Meet Kathi Tarrant, mom, musician, teacher, and Republican candidate for the Vermont House in the Washington-Chittenden district currently represented by two Democrats, Tom Stevens and Theresa Wood.

Ms. Tarrant might not like it that I topped this piece with a picture of her at the August 2021 Patriot Rally on the steps of the Statehouse. The event was captured on video by the good folks at Orca Media, and you can see several speakers talking about the poor attendance. And you can see Tarrant talking about the federal lawsuit she filed against Gov. Phil Scott over his mask mandate.
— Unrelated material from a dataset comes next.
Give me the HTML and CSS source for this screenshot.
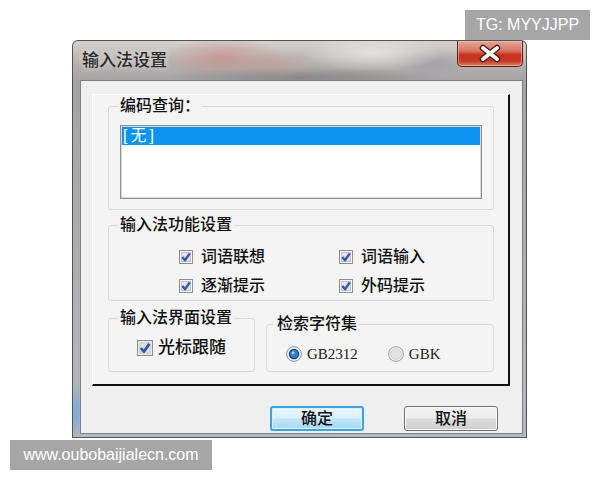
FILE: index.html
```html
<!DOCTYPE html>
<html lang="zh-CN">
<head>
  <meta charset="UTF-8">
  <title>输入法设置</title>
  <link rel="stylesheet" href="styles.css">
</head>
<body>

  <div class="tag tag-top">TG: MYYJJPP</div>

  <div class="window">
    <div class="titlebar">
      <span class="caption">输入法设置</span>
      <button class="close">
        <svg width="64" height="25" viewBox="0 0 64 25">
          <path d="M25 7 L39 18 M39 7 L25 18" stroke="#4a1a14" stroke-width="6.4" stroke-linecap="round"/>
          <path d="M25 7 L39 18 M39 7 L25 18" stroke="#ffffff" stroke-width="3.8" stroke-linecap="round"/>
        </svg>
      </button>
    </div>

    <div class="client">
      <div class="panel">
        <fieldset class="group">
          <legend>编码查询：</legend>
          <div class="listbox">
            <div class="item selected">[无]</div>
          </div>
        </fieldset>

        <fieldset class="group">
          <legend>输入法功能设置</legend>
          <div class="options">
            <label class="check"><svg class="box"><use href="#cb"/></svg>词语联想</label>
            <label class="check"><svg class="box"><use href="#cb"/></svg>词语输入</label>
            <label class="check"><svg class="box"><use href="#cb"/></svg>逐渐提示</label>
            <label class="check"><svg class="box"><use href="#cb"/></svg>外码提示</label>
          </div>
        </fieldset>

        <div class="group-row">
          <fieldset class="group ui-group">
            <legend>输入法界面设置</legend>
            <div class="single">
              <label class="check big"><svg class="box"><use href="#cb"/></svg>光标跟随</label>
            </div>
          </fieldset>
          <fieldset class="group charset">
            <legend>检索字符集</legend>
            <div class="radios">
              <label class="radio"><svg class="dot"><use href="#rb-on"/></svg>GB2312</label>
              <label class="radio"><svg class="dot"><use href="#rb-off"/></svg>GBK</label>
            </div>
          </fieldset>
        </div>
      </div>

      <div class="buttons">
        <button class="btn btn-ok">确定</button>
        <button class="btn">取消</button>
      </div>
    </div>
  </div>

  <div class="tag tag-bottom">www.oubobaijialecn.com</div>

  <!-- shared checkbox / radio glyphs -->
  <svg class="defs" width="0" height="0">
    <symbol id="cb" viewBox="0 0 14 14">
      <rect x="0.5" y="0.5" width="13" height="13" fill="#f7f7f7" stroke="#8e8f8f"/>
      <rect x="2.5" y="2.5" width="9" height="9" fill="#dfe3ee" stroke="#c0c6d2"/>
      <path d="M3.4 7 L6 10.2 L10.8 3.4" fill="none" stroke="#3a56a8" stroke-width="2.4" stroke-linejoin="round"/>
    </symbol>
    <symbol id="rb-on" viewBox="0 0 16 16">
      <circle cx="8" cy="8" r="7.4" fill="#f2f2f2" stroke="#8e8f8f"/>
      <circle cx="8" cy="8" r="4.6" fill="#2a7fd4" stroke="#133e6e" stroke-width="1.2"/>
      <circle cx="7" cy="6.8" r="1.6" fill="#9fd0f7"/>
    </symbol>
    <symbol id="rb-off" viewBox="0 0 16 16">
      <circle cx="8" cy="8" r="7.4" fill="#f4f4f4" stroke="#9a9b9b"/>
      <circle cx="8" cy="8" r="5.4" fill="#e3e3e3" stroke="#d2d2d2"/>
    </symbol>
  </svg>

</body>
</html>
```

FILE: styles.css
```css
body {
  margin: 0;
  background: #ffffff;
  font-family: "Liberation Sans", "Noto Sans CJK SC", sans-serif;
  color: #111;
}

.tag {
  position: absolute;
  height: 30px;
  line-height: 30px;
  background: #a6a6a6;
  color: #fff;
  font-size: 16px;
  text-align: center;
}

.tag-top {
  top: 10px;
  right: 10px;
  width: 125px;
}

.tag-bottom {
  top: 440px;
  left: 10px;
  width: 202px;
}

/* window frame with the blurred aero glass look */
.window {
  box-sizing: border-box;
  width: 455px;
  height: 398px;
  margin: 40px 0 0 72px;
  border: 1px solid rgba(50, 50, 50, 0.75);
  border-radius: 6px 6px 0 0;
  background:
    radial-gradient(ellipse 60px 20px at 150px 16px, rgba(205, 125, 118, 0.55), transparent),
    radial-gradient(ellipse 40px 16px at 205px 24px, rgba(190, 150, 140, 0.5), transparent),
    radial-gradient(ellipse 140px 10px at 230px 36px, rgba(95, 95, 100, 0.45), transparent),
    radial-gradient(ellipse 70px 18px at 300px 12px, rgba(238, 235, 232, 0.75), transparent),
    radial-gradient(ellipse 40px 14px at 360px 22px, rgba(130, 140, 155, 0.4), transparent),
    radial-gradient(ellipse 8px 30px at 3px 370px, rgba(110, 165, 220, 0.85), transparent),
    linear-gradient(180deg, #d4d1cf 0, #b6b2b0 22px, #a5a3a4 40px, #b6b9bd 100%);
  display: flex;
  flex-direction: column;
}

.titlebar {
  height: 39px;
  display: flex;
  justify-content: space-between;
  align-items: flex-start;
}

.caption {
  margin: 11px 0 0 9px;
  font-size: 17px;
  font-weight: 500;
  line-height: 18px;
  color: #2a2a2a;
  text-shadow: 0 0 6px rgba(255, 255, 255, 0.7);
}

.close {
  width: 66px;
  height: 26px;
  margin-right: 3px;
  padding: 0;
  border: 1px solid #5b2219;
  border-top: none;
  border-radius: 0 0 5px 5px;
  background: linear-gradient(180deg, #e7a89b 0, #d8735f 40%, #c9321d 55%, #c63a24 80%, #e0806a 100%);
  box-shadow: inset 0 0 0 1px rgba(255, 200, 190, 0.5);
}

.close svg {
  display: block;
}

.client {
  flex: 1;
  margin: 0 3px 3px 7px;
  border: 1px solid #7d8288;
  background: #efefef;
}

.panel {
  margin: 13px 0 0 11px;
  width: 418px;
  box-sizing: border-box;
  padding: 2px 14px 12px 15px;
  background: #f4f4f4;
  border-top: 1px solid #ffffff;
  border-left: 1px solid #ffffff;
  border-right: 2px solid #111;
  border-bottom: 2px solid #111;
  font-weight: 500;
}

.group {
  margin: 0;
  padding: 0 11px;
  border: 1px solid #d6d9dc;
  border-radius: 3px;
  min-inline-size: 0;
}

.group + .group {
  margin-top: 6px;
}

.group legend {
  padding: 0 2px;
  margin-left: -2px;
  font-size: 16px;
  line-height: 18px;
  color: #111;
}

.listbox {
  margin: 10px 0;
  height: 74px;
  box-sizing: border-box;
  border: 1px solid #8d9196;
  box-shadow: inset 0 0 0 1px #d8d8d8;
  background: #fff;
  padding: 1px;
}

.item {
  height: 18px;
  line-height: 18px;
  font-size: 16px;
  padding-left: 1px;
  font-weight: 400;
  letter-spacing: 3px;
}

.item.selected {
  background: #0c93f2;
  color: #fff;
}

.options {
  display: grid;
  grid-template-columns: 160px 1fr;
  grid-auto-rows: 29px;
  padding: 8px 0 0 59px;
}

.check {
  display: flex;
  align-items: center;
  gap: 8px;
  font-size: 16px;
  line-height: 18px;
}

.check .box {
  width: 14px;
  height: 14px;
  flex: none;
}

.check.big {
  gap: 5px;
  font-size: 17px;
}

.check.big .box {
  width: 16px;
  height: 16px;
}

.group-row {
  display: flex;
  gap: 11px;
  margin-top: 8px;
}

.ui-group {
  flex: none;
  width: 147px;
  box-sizing: border-box;
}

.charset {
  flex: 1;
  padding-left: 10px;
}

.single,
.radios {
  height: 24px;
  display: flex;
  align-items: center;
  padding: 9px 0 5px;
}

.single {
  padding-left: 17px;
}

.radios {
  padding-left: 9px;
  gap: 30px;
}

.radio {
  display: flex;
  align-items: center;
  gap: 5px;
  font-family: "Liberation Serif", "Noto Sans CJK SC", serif;
  font-size: 15px;
  font-weight: 400;
  color: #222;
}

.radio .dot {
  width: 16px;
  height: 16px;
  flex: none;
}

.buttons {
  display: flex;
  justify-content: flex-end;
  gap: 40px;
  margin-top: 20px;
  padding-right: 24px;
}

.btn {
  width: 94px;
  height: 25px;
  box-sizing: border-box;
  padding: 0;
  border: 1px solid #707070;
  border-radius: 3px;
  background: linear-gradient(180deg, #f3f3f3 0, #ebebeb 48%, #dcdcdc 52%, #cfcfcf 100%);
  box-shadow: inset 0 0 0 1px #fbfbfb;
  font-family: "Liberation Sans", "Noto Sans CJK SC", sans-serif;
  font-size: 16px;
  font-weight: 500;
  line-height: 20px;
  color: #111;
}

.btn-ok {
  border: 2px solid #3ea3da;
  background: linear-gradient(180deg, #eaf6fd 0, #d9f0fc 48%, #bfe5fb 52%, #a9daf5 100%);
  box-shadow: inset 0 0 0 1px #d6f0fc;
}

.defs {
  position: absolute;
  width: 0;
  height: 0;
  overflow: hidden;
}
```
Yep, she’s one of them.

But that’s not how she’s presenting herself in the race for House. Instead, she’s donned the garb of a garden-variety conservative — to the right of Phil Scott, but not quite off the deep end. In a candidates’ forum sponsored by ORCA and another of my former employers, The Bridge, she managed to avoid subjects like the Covid vaccine and climate change denialism (“CO2 is NOT a pollutant”) and weather conspiracy theories and her membership in 802Freedom, the online community of anti-vaxxers and their ilk.

Instead, we got anodyne language about carbon taxes, ballot security, supporting law enforcement, fixing the housing shortage by unleashing the landlords, doubts about cannabis legalization, Second Amendment absolutism, and opposition to Article 22 over its wording, not its intent.

Now, it’s possible that she’s completely changed her political orientation in the past year. But it’s much more likely that she’s trying to pass as a standard conservative when in fact she’s way out on the fringes of political discourse.